Warren Zevon – Warren Zevon (Asylum, 1976, Rhino Reissue, 2008)
What a shame the long-promised Warren Zevon catalogue reissues have been so variable, haphazard and under-promoted. Last year’s reissues at least made ‘The Envoy’ and ‘Stand In The Fire’ readily available on CD, but there were few extras and little effort was made with the presentation. Similarly, a reissue of ‘Mr. Bad Example’ snuck out earlier this year with little fanfare and no bonus tracks. Scant respect is being paid to chronology.
This eponymous album from 1976 is the first to get more reverential treatment on its reissue. It’s often erroneously referred to as one of rock’s great debuts. Zevon himself essentially disowned his true debut, 1969’s eccentric and sketchy ‘Wanted Dead or Alive’ (will Rhino manage to make that one available again?), so it’s best to see ‘Warren Zevon’ as the perfect introduction to his sardonic, irony-laden songwriting.
The Zevon story has been repeated so many times that it’s now been elevated to a legend. There’s his fraught childhood as the son of a reckless Russian-Jewish gambling man and a Mormon from Utah, his dysfunctional relationship with Tule Livingston (which went as far as producing his son Jordan), his status as a classical musician of some ability, having had some lessons with Igor Stravinsky, his work as Musical Director for the Everly Brothers and his temporary emigration to Spain when it looked like his musical career in LA had failed.
I often wonder why I’m such a vocal admirer of Zevon’s work when I’m so unconvinced by a large portion of the LA rock canon. I’ve never had much time for The Eagles and Jackson Browne, who produced this album and brought Zevon to wider attention, has always seemed a bit too tasteful by comparison. This record, with its unashamedly autobiographical songs, makes the differences between Zevon and his associates very plain. The Zevon story, whether it’s part-fabricated or the whole truth, makes for something much more snarly and sophisticated than the rest of this scene had to offer.

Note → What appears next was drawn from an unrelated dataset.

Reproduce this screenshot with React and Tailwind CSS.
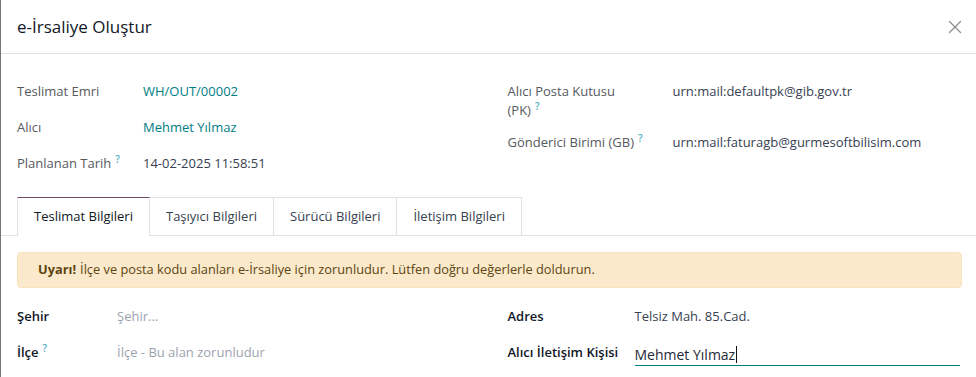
import { X } from "lucide-react"

const font = { fontFamily: '"Open Sans", "Noto Sans", sans-serif' }

function Help() {
    return <span className="relative -top-[5px] ml-[4px] text-[10px] leading-none font-semibold text-[#4fb0c0]">?</span>
}

function TopRow({ label, value, help, link, labelW }) {
    return (
        <div className="flex py-2 leading-[20px]">
            <div className={`${labelW} shrink-0 text-[#555a60]`}>
                {label}
                {help && <Help />}
            </div>
            <div className={link ? "text-[#017e84]" : "text-[#374151]"}>{value}</div>
        </div>
    )
}

const tabs = ["Teslimat Bilgileri", "Taşıyıcı Bilgileri", "Sürücü Bilgileri", "İletişim Bilgileri"]

export default function App() {
    return (
        <div className="h-[377px] w-full overflow-hidden border-l border-[#767676] bg-white text-[13px] text-[#374151]" style={font}>
            {/* Header */}
            <div className="flex h-[54px] items-center justify-between border-b border-[#dee2e6] pl-4 pr-[10px]">
                <h4 className="text-[17px] text-[#111827]">e-İrsaliye Oluştur</h4>
                <X size={22} strokeWidth={1.3} className="text-[#8a8a8a]" />
            </div>

            {/* Top fields */}
            <div className="grid grid-cols-2 gap-x-[38px] px-4 pt-[19px]">
                <div>
                    <TopRow label="Teslimat Emri" value="WH/OUT/00002" link labelW="w-[126px]" />
                    <TopRow label="Alıcı" value="Mehmet Yılmaz" link labelW="w-[126px]" />
                    <TopRow label="Planlanan Tarih" value="14-02-2025 11:58:51" help labelW="w-[126px]" />
                </div>
                <div>
                    <div className="flex pt-2 pb-1 leading-[20px]">
                        <div className="w-[165px] shrink-0 text-[#555a60]">
                            <div className="h-[19px]">Alıcı Posta Kutusu</div>
                            <div className="h-[20px]">
                                (PK)
                                <Help />
                            </div>
                        </div>
                        <div>urn:mail:defaultpk@gib.gov.tr</div>
                    </div>
                    <TopRow label="Gönderici Birimi (GB)" value="urn:mail:faturagb@gurmesoftbilisim.com" help labelW="w-[165px]" />
                </div>
            </div>

            {/* Tabs */}
            <div className="mt-4 flex border-b border-[#dee2e6] pl-4">
                {tabs.map((t, i) => (
                    <div
                        key={t}
                        className={
                            i === 0
                                ? "-mb-px flex h-[39px] items-center border-x border-t border-t-[#714b67] border-x-[#dee2e6] bg-white px-4 text-[#111827]"
                                : "flex h-[38px] items-center border-t border-r border-[#dee2e6] px-4 text-[#374151]"
                        }
                    >
                        {t}
                    </div>
                ))}
            </div>

            {/* Warning */}
            <div className="ml-4 mr-[14px] mt-4 flex h-9 items-center rounded border border-[#f9e3bd] bg-[#fbe9cc] px-5 text-[12.8px] text-[#5b4510]">
                <b className="mr-1">Uyarı!</b> İlçe ve posta kodu alanları e-İrsaliye için zorunludur. Lütfen doğru değerlerle doldurun.
            </div>

            {/* Bottom fields */}
            <div className="grid grid-cols-2 gap-x-[38px] px-4 pt-[11px]">
                <div>
                    <div className="flex h-9 items-center">
                        <div className="w-[100px] shrink-0 font-semibold text-[#111827]">Şehir</div>
                        <div className="text-[#9ca3af]">Şehir...</div>
                    </div>
                    <div className="flex h-9 items-center">
                        <div className="w-[100px] shrink-0 font-semibold text-[#111827]">
                            İlçe
                            <Help />
                        </div>
                        <div className="text-[#9ca3af]">İlçe - Bu alan zorunludur</div>
                    </div>
                </div>
                <div>
                    <div className="flex h-9 items-center">
                        <div className="w-[127px] shrink-0 font-semibold text-[#111827]">Adres</div>
                        <div>Telsiz Mah. 85.Cad.</div>
                    </div>
                    <div className="flex h-9 items-center">
                        <div className="w-[127px] shrink-0 font-semibold text-[#111827]">Alıcı İletişim Kişisi</div>
                        <div className="flex flex-1 items-center border-b border-[#017e84] pt-[3px] text-[14px] text-[#1f2937]">
                            Mehmet Yılmaz
                            <span className="ml-px inline-block h-[17px] w-px bg-[#111]"></span>
                        </div>
                    </div>
                </div>
            </div>
        </div>
    )
}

Having said that, the album starts far from Zevon’s own life with ‘Frank and Jesse James’, one of a number of classic songs to eulogise the American outlaws. The introductory phrasing and rolling rhythms betray Zevon’s classical influence whilst the story itself rings true with Zevon’s preoccupation with wild, radical, untamed individuals (a lifestyle he would succumb to himself). Melodically, it’s very close to another Zevon song, ‘Roland The Headless Thompson Gunner’, essentially a slowed-down, quirkier rewrite of this song that would appear on the ‘Excitable Boy’ album.

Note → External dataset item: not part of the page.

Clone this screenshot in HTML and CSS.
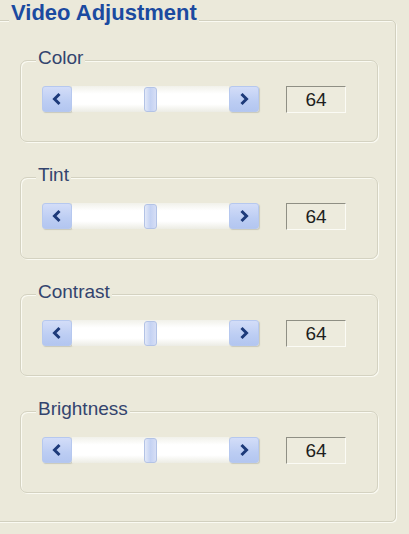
FILE: index.html
```html
<!DOCTYPE html>
<html>
<head>
<meta charset="utf-8">
<link rel="stylesheet" href="styles.css">
</head>
<body>
<div class="outer">
  <div class="outer-title">Video Adjustment</div>

  <div class="group">
    <div class="group-title">Color</div>
    <div class="row">
      <div class="btn"><svg width="12" height="14" viewBox="0 0 12 14"><path d="M8.5 2 L3.5 7 L8.5 12" fill="none" stroke="#1d3a7a" stroke-width="3"/></svg></div>
      <div class="track"><div class="thumb"></div></div>
      <div class="btn"><svg width="12" height="14" viewBox="0 0 12 14"><path d="M3.5 2 L8.5 7 L3.5 12" fill="none" stroke="#1d3a7a" stroke-width="3"/></svg></div>
      <div class="value">64</div>
    </div>
  </div>

  <div class="group">
    <div class="group-title">Tint</div>
    <div class="row">
      <div class="btn"><svg width="12" height="14" viewBox="0 0 12 14"><path d="M8.5 2 L3.5 7 L8.5 12" fill="none" stroke="#1d3a7a" stroke-width="3"/></svg></div>
      <div class="track"><div class="thumb"></div></div>
      <div class="btn"><svg width="12" height="14" viewBox="0 0 12 14"><path d="M3.5 2 L8.5 7 L3.5 12" fill="none" stroke="#1d3a7a" stroke-width="3"/></svg></div>
      <div class="value">64</div>
    </div>
  </div>

  <div class="group">
    <div class="group-title">Contrast</div>
    <div class="row">
      <div class="btn"><svg width="12" height="14" viewBox="0 0 12 14"><path d="M8.5 2 L3.5 7 L8.5 12" fill="none" stroke="#1d3a7a" stroke-width="3"/></svg></div>
      <div class="track"><div class="thumb"></div></div>
      <div class="btn"><svg width="12" height="14" viewBox="0 0 12 14"><path d="M3.5 2 L8.5 7 L3.5 12" fill="none" stroke="#1d3a7a" stroke-width="3"/></svg></div>
      <div class="value">64</div>
    </div>
  </div>

  <div class="group">
    <div class="group-title">Brightness</div>
    <div class="row">
      <div class="btn"><svg width="12" height="14" viewBox="0 0 12 14"><path d="M8.5 2 L3.5 7 L8.5 12" fill="none" stroke="#1d3a7a" stroke-width="3"/></svg></div>
      <div class="track"><div class="thumb"></div></div>
      <div class="btn"><svg width="12" height="14" viewBox="0 0 12 14"><path d="M3.5 2 L8.5 7 L3.5 12" fill="none" stroke="#1d3a7a" stroke-width="3"/></svg></div>
      <div class="value">64</div>
    </div>
  </div>
</div>
</body>
</html>
```

FILE: styles.css
```css
html, body {
  margin: 0;
  padding: 0;
  background: #ebe9da;
  font-family: "Liberation Sans", Arial, sans-serif;
  overflow: hidden;
}

body {
  width: 409px;
  height: 534px;
}

.outer {
  margin: 20px 13px 0 -2px;
  border: 1px solid #d2d0bf;
  border-radius: 0 5px 5px 0;
  box-shadow: 1px 1px 0 #fafaf2, inset 1px 1px 0 #fafaf2;
  padding: 0 0 28px 0;
}

.outer-title {
  width: fit-content;
  margin: -21px 0 0 10px;
  padding: 0 2px;
  background: #ebe9da;
  font-size: 22px;
  line-height: 26px;
  font-weight: bold;
  color: #1b4aa0;
}

.group {
  margin: 34px 17px 0 21px;
  height: 80px;
  border: 1px solid #d4d2c1;
  border-radius: 7px;
  box-shadow: 1px 1px 0 #fafaf2, inset 1px 1px 0 #fafaf2;
}

.group + .group {
  margin-top: 35px;
}

.group-title {
  width: fit-content;
  margin: -14px 0 0 15px;
  padding: 0 2px;
  background: #ebe9da;
  font-size: 19px;
  line-height: 22px;
  color: #33446e;
}

.row {
  display: flex;
  align-items: center;
  margin: 16px 0 0 21px;
  height: 28px;
}

.btn {
  width: 30px;
  height: 26px;
  box-sizing: border-box;
  border: 1px solid #b6c8ef;
  border-radius: 3px;
  background: linear-gradient(#d3ddf8, #bccdf3 60%, #b3c6f0);
  box-shadow: 1px 1px 1px #c9c9bc;
  display: flex;
  align-items: center;
  justify-content: center;
}

.track {
  width: 157px;
  height: 26px;
  background: linear-gradient(#f1f1ea, #ffffff 30%, #ffffff 70%, #ecece4);
  display: flex;
  align-items: center;
  justify-content: center;
}

.thumb {
  width: 13px;
  height: 25px;
  box-sizing: border-box;
  border: 1px solid #b3c3e6;
  border-radius: 3px;
  background: linear-gradient(90deg, #e3e9f8, #c4d2f3 50%, #d6def5);
}

.value {
  margin-left: 27px;
  width: 60px;
  height: 27px;
  box-sizing: border-box;
  border-top: 1px solid #8f8f84;
  border-left: 1px solid #8f8f84;
  border-right: 1px solid #fbfbf5;
  border-bottom: 1px solid #fbfbf5;
  background: #edebdd;
  font-size: 19px;
  line-height: 25px;
  text-align: center;
  color: #1e1e1e;
}
```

The album contains many of Zevon’s best-loved songs – drug ballad ‘Carmelita’, the break-up ballad ‘Hasted Down The Wind’, the hilarious helpless victim rocker ‘Poor Poor Pitiful Me’, the grandiose ‘The French Inhaler’, the defiant ‘I’ll Sleep When I’m Dead’ and the somewhat bizarre ‘Mohammed’s Radio’. It is, to my knowledge, the only Zevon album where he has the sole writing credit for every song, with no covers or collaborative efforts (perhaps excepting ‘Wanted…’?). Whilst the lavish arrangements and glorious vocal harmonies are characteristic features of Zevon’s sound at this time, the demos and alternate takes collated on the bonus disc demonstrate just how fully formed the songs were before the band even entered the studio.

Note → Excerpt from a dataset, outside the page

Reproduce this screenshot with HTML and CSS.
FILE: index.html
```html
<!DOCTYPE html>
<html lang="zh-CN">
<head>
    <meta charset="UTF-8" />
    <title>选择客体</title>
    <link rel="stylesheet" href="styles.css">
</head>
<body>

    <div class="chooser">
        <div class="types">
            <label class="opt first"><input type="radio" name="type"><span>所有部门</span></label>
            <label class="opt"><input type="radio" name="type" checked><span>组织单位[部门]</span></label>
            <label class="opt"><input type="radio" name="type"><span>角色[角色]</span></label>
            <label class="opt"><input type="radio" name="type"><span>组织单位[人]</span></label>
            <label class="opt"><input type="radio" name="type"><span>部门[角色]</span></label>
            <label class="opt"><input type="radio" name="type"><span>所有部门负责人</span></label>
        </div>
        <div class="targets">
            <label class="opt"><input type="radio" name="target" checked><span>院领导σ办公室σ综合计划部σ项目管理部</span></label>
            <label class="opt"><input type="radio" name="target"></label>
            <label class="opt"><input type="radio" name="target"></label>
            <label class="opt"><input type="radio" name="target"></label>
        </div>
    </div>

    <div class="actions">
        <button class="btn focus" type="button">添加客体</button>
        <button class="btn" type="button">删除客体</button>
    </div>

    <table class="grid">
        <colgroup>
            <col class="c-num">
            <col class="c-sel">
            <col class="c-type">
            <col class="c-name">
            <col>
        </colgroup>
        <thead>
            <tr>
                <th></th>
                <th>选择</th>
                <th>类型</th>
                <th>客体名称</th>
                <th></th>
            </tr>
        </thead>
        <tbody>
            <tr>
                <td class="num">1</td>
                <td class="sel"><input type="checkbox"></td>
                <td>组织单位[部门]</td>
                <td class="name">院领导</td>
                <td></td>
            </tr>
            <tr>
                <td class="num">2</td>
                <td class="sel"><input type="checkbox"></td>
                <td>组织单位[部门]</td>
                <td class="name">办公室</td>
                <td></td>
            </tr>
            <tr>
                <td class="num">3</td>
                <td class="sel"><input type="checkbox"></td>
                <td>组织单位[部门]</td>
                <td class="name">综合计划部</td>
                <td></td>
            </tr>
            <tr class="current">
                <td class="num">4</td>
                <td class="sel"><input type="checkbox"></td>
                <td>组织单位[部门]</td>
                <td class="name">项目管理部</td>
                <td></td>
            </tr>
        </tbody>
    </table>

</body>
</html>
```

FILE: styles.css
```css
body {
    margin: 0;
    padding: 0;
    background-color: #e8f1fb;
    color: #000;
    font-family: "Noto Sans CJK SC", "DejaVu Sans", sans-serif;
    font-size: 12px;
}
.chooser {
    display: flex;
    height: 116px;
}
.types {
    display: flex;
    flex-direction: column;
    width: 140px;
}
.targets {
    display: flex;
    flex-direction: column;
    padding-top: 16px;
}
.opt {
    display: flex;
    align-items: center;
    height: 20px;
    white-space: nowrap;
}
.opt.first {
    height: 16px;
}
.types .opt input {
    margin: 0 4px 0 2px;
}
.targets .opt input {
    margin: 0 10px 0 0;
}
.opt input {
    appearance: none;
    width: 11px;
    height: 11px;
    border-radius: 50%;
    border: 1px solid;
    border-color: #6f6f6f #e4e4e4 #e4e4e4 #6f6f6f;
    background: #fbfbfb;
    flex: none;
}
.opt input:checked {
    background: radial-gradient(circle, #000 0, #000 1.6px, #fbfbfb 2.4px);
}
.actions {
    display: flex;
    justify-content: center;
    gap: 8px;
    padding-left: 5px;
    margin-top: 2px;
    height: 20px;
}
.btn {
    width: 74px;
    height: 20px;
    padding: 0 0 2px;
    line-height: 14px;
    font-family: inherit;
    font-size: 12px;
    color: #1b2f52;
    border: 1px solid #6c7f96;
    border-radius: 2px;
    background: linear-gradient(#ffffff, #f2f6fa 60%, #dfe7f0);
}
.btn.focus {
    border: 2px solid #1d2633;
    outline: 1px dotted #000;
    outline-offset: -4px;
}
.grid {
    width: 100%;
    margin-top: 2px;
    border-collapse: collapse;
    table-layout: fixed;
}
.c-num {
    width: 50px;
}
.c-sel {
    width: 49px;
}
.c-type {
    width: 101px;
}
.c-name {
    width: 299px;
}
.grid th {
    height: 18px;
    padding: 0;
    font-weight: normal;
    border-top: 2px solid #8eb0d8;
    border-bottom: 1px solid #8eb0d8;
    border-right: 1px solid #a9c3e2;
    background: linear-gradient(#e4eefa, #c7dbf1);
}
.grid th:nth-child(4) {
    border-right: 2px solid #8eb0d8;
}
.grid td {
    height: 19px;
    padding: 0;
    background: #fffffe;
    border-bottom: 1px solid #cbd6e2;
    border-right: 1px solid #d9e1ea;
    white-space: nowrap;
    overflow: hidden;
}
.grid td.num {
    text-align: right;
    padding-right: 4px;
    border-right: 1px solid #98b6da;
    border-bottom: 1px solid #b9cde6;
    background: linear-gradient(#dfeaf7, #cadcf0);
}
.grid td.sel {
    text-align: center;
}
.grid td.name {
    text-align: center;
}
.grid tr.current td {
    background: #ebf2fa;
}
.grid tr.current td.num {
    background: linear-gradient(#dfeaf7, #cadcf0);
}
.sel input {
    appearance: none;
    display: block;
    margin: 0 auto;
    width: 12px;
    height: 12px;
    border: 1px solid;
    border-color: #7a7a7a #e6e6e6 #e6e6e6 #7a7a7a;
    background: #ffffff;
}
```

This is the album that most effectively and concisely demonstrates Zevon’s lacerating wit as a lyricist and his mastery of the popular song form. ‘The French Inhaler’, so over the top it borders on camp, is, quite literally, an outrageous kiss-off to Tule Livingston. It’s difficult to beat a lyric like ‘Loneliness and desperation – we both came down with an acute case/But when the lights came up at two/I caught a glimpse of you/And your face looked like something death brought with him in his suitcase.’ Ouch! In the sleevenotes, Jordan Zevon admits he has to accept the brilliance of those lines, even though they were apparently directed at his mother.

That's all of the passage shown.